Latter-day Saints, as I said before, we cannot afford to do wickedly. That young man, or that old man, who goes into the canyon, cannot afford to take the name of the Lord in vain, neither in the streets nor saloons of the city, and for that matter Latter-day Saints cannot afford to go to saloons at all, because the associations are evil. We would to God we could entirely abolish every such place for there vice is seen in its most alluring colors. Drinking saloons and gaming tables should be banished from the face of the earth, because they engender vice. They lead the young, middle-aged and old into the practice of those things that are evil. The Latter-day Saints cannot afford to patronize them. They had better keep away from them. They had better not take the name of the Lord in vain, they cannot afford to offend the Lord. They had better keep his commandments and not do anything that is offensive in his sight. The Lord will not make a man an offender for a word, by any manner of means. He looks with compassion on all his children, and overlooks a great many of their weaknesses and follies if he finds that they have a desire to serve him. But still, the Latter-day Saint who has had the whisperings of the Spirit, and yet becomes so negligent as to indulge in these things, proves to the Lord that he has not learned his lesson well—that he has not learned to honor the Lord as he should do, and in consequence thereof he is not so much the recipient of his grace as he might be, and if he persists in evil the time will come when the issues will be barred so that the Spirit will not flow to him, and he will be darkened in the counsel of his mind, and there will be ten chances to one that he makes shipwreck of his most holy faith.
No man can afford to set an example of this kind before his children, and no young man can afford to lose the good influence that he otherwise might retain from his youth to manhood and old age, it is too expensive.
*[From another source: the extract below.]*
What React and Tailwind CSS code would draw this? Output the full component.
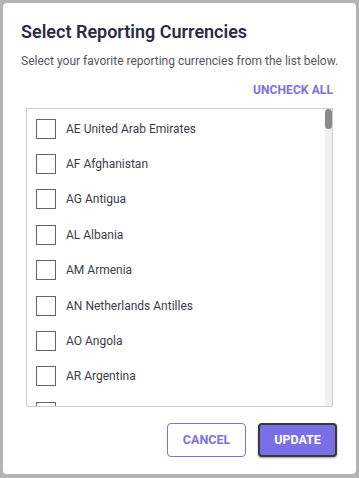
import React from "react";

const items = [
  ["AE", "United Arab Emirates"], ["AF", "Afghanistan"], ["AG", "Antigua"], ["AL", "Albania"],
  ["AM", "Armenia"], ["AN", "Netherlands Antilles"], ["AO", "Angola"], ["AR", "Argentina"],
  ["AT", ""],
];

export default function App() {
  return (
    <div
      className="w-[359px] h-[478px] bg-[#b4b4b4] pt-[3px] pl-[3px] pr-[3px]"
      style={{ fontFamily: "Roboto, 'Liberation Sans', sans-serif" }}
    >
      <div className="w-[353px] h-[471px] bg-white rounded-[4px] pt-[18px] px-[18px] pb-[17px] flex flex-col">
        <h1 className="text-[18px] leading-[22px] font-semibold text-[#2c2c40]">
          Select Reporting Currencies
        </h1>
        <p className="mt-[10px] text-[12px] leading-[16px] text-[#55555f] whitespace-nowrap">
          Select your favorite reporting currencies from the list below.
        </p>
        <div className="mt-[14px] mr-[5px] flex justify-end">
          <button className="text-[12px] leading-[14px] font-bold text-[#7b6fe8] tracking-[0.1px]">
            UNCHECK ALL
          </button>
        </div>
        <div className="relative mt-[11px] mx-[5px] h-[299px] border border-[#cfcfcf] overflow-hidden">
          <div className="pt-[2px] pr-[8px]">
            {items.map(([code, name]) => (
              <label key={code} className="flex items-center h-[35.4px] pl-[9px] gap-[10px] cursor-pointer">
                <span className="w-[20px] h-[20px] border border-[#5b6573] shrink-0 bg-white" />
                {name ? (
                  <span className="text-[12px] text-[#3c3c4a]">
                    {code} {name}
                  </span>
                ) : null}
              </label>
            ))}
          </div>
          <div className="absolute top-0 right-0 w-[7px] h-full bg-[#f0f0f0]">
            <div className="w-[7px] h-[20px] rounded-[4px] bg-[#8a8a8a]" />
          </div>
        </div>
        <div className="mt-auto flex justify-end gap-[12px] mr-[1px]">
          <button className="w-[79px] h-[34px] rounded-[4px] border border-[#7b6fe8] text-[#7b6fe8] text-[12.5px] font-bold bg-white">
            CANCEL
          </button>
          <button className="w-[79px] h-[34px] rounded-[4px] border-2 border-[#3a3a3a] bg-[#7b6fe8] text-white text-[12.5px] font-bold shadow-[0_1px_2px_rgba(0,0,0,0.4)]">
            UPDATE
          </button>
        </div>
      </div>
    </div>
  );
}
Blessed is the boy or girl who has the privilege, as all have in Zion, of growing up without sin unto salvation. They can do it if they have a mind to, if they will be governed by the principles of the everlasting Gospel, and will make them their textbook and guide by day and by night, and always be afraid of sin and fear to walk in the paths of degradation. All have this privilege in the valleys of the mountains. We are here that we may be saved from the sins of the world, and the children of Zion may come up without sin unto salvation. Oh, that they would consider and feel a greater responsibility, and never lose the purity of their childhood! If they could do this what an influence they could exercise before the heavens! What power might they not bring down for the salvation of Israel in the day of trial, tribulation and difficulty! The faith of an army of young men of this kind would be enough to withstand every foe, and I expect the time will come when it will do so.
May God help us to continue faithful, and to be more diligent and heedful to the teachings that we receive. We are taught in his ways that we may walk in his paths. Then why not be diligent and faithful in walking therein? They are the paths of peace and joy, and lead to eternal life hereafter. That we may all attain to that, I pray in the name of Jesus. Amen.